Media Types: Thick to Thin and Short to Long
The increased stability of thicker papers helps children hold paper when ripping and hold/guide the paper while cutting. As they become more proficient in their cutting and bilateral coordination skills, thinner paper types may be introduced (i.e. copy paper) for practice. Start with short bits of paper progressing to larger sheets as skills improve.
Don’t forget to try snipping non-paper types of media as well such as playdough, grass, sandpaper, or straws. Using non-paper media is a great way to increase interest in learning how cut with scissors!
Positioned for Success: Strategies to Try
Some students perform cutting practice better when they are seated away from the desktop or table surface. Often, scooting the chair back from the table will improve positioning and holding of scissors and/or paper automatically.
Positioned for success means that the thumb is facing up on the hand holding the scissors and that the arm is moving away from the body when cutting instead of toward it. Try these strategies when the hand or arm is curved or being used in an unorthodox position:
1. Color code the thumbhole on scissors by wrapping it with tape in a contrasting color. Electrical tape, available in a variety of colors works well.
2. Tape paper to edge of desk or middle of easel so student can cut upwardly and make “fringe.” This is a great technique to correctly position the arm for cutting.

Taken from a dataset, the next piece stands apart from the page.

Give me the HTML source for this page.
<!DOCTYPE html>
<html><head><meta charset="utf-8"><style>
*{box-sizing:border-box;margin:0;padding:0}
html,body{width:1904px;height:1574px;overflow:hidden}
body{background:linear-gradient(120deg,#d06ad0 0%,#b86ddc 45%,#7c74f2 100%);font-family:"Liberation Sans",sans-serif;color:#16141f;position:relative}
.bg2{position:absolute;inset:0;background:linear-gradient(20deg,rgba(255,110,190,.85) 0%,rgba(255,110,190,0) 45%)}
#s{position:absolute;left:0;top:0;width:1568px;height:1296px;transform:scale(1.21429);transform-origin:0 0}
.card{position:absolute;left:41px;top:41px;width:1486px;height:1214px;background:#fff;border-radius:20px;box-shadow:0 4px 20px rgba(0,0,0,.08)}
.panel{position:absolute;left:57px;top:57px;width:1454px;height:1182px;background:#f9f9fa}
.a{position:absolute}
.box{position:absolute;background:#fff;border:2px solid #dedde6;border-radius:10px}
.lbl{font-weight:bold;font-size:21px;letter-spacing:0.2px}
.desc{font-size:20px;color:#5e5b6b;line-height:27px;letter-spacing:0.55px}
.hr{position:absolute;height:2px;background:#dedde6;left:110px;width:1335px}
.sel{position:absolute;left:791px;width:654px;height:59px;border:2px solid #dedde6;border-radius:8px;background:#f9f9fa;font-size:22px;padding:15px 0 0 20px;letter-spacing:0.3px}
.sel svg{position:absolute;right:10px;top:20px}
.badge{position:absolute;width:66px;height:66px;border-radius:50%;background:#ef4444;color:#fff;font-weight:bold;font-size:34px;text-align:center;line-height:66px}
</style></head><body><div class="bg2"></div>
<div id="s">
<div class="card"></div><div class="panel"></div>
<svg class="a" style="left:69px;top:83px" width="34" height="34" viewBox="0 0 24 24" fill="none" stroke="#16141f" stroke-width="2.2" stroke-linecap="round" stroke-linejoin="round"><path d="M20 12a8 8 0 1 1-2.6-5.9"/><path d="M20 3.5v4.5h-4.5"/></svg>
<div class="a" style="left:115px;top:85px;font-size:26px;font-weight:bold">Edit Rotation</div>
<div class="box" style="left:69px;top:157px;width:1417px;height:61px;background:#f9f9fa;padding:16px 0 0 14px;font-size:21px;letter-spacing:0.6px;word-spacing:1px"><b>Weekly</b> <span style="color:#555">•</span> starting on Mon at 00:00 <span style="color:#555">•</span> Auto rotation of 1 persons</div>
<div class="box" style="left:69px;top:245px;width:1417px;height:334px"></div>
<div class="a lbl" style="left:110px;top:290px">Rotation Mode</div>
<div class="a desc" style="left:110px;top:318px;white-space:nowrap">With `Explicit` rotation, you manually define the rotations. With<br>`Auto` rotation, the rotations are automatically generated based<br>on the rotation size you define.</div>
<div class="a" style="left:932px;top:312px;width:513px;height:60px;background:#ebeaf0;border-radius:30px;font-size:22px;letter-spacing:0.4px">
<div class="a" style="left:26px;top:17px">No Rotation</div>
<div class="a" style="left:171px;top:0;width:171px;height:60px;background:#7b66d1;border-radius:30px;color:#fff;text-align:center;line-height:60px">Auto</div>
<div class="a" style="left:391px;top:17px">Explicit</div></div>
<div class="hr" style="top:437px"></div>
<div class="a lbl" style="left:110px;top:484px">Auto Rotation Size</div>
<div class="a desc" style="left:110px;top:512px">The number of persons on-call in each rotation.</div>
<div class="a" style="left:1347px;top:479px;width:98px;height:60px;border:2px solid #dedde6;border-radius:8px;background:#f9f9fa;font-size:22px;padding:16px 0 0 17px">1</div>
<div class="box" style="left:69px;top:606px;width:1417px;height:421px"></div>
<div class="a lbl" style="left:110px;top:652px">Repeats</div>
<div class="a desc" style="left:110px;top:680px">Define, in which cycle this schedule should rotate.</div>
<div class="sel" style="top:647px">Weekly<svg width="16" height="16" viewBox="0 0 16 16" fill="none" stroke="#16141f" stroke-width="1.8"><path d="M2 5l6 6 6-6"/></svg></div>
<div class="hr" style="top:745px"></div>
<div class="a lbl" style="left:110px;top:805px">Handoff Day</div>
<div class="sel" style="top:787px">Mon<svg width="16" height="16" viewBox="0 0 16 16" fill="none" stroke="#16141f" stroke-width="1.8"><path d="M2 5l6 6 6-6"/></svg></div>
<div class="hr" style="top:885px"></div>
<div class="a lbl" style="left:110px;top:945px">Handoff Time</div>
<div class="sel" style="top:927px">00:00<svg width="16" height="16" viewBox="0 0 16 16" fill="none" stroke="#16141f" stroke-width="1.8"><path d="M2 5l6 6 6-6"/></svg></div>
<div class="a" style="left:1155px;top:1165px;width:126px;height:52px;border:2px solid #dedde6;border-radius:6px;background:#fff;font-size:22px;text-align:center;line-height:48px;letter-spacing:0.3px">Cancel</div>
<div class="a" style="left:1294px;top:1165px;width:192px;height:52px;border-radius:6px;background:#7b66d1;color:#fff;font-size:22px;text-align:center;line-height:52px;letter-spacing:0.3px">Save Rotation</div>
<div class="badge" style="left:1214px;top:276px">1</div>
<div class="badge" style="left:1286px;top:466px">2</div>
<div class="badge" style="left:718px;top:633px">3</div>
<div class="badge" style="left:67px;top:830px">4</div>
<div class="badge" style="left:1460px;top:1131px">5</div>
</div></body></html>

3. Have the child “hold” a small roll of paper towel or newspaper under the cutting arm to ensure that the arm stays in the correct position.
4. “Tummy Time” positioning automatically sets children up with successful positioning for using scissors.
Remember: Young children must be appropriately supervised when learning how to use scissors.
In order to address the rise of handwriting difficulties in school, early childhood educators need to understand and implement prewriting, play-based activities such as the ones outlined above.
Appropriate fine motor skill development contributes to increased legibility of handwriting, rate of written production, test scores, and overall level of confidence at school.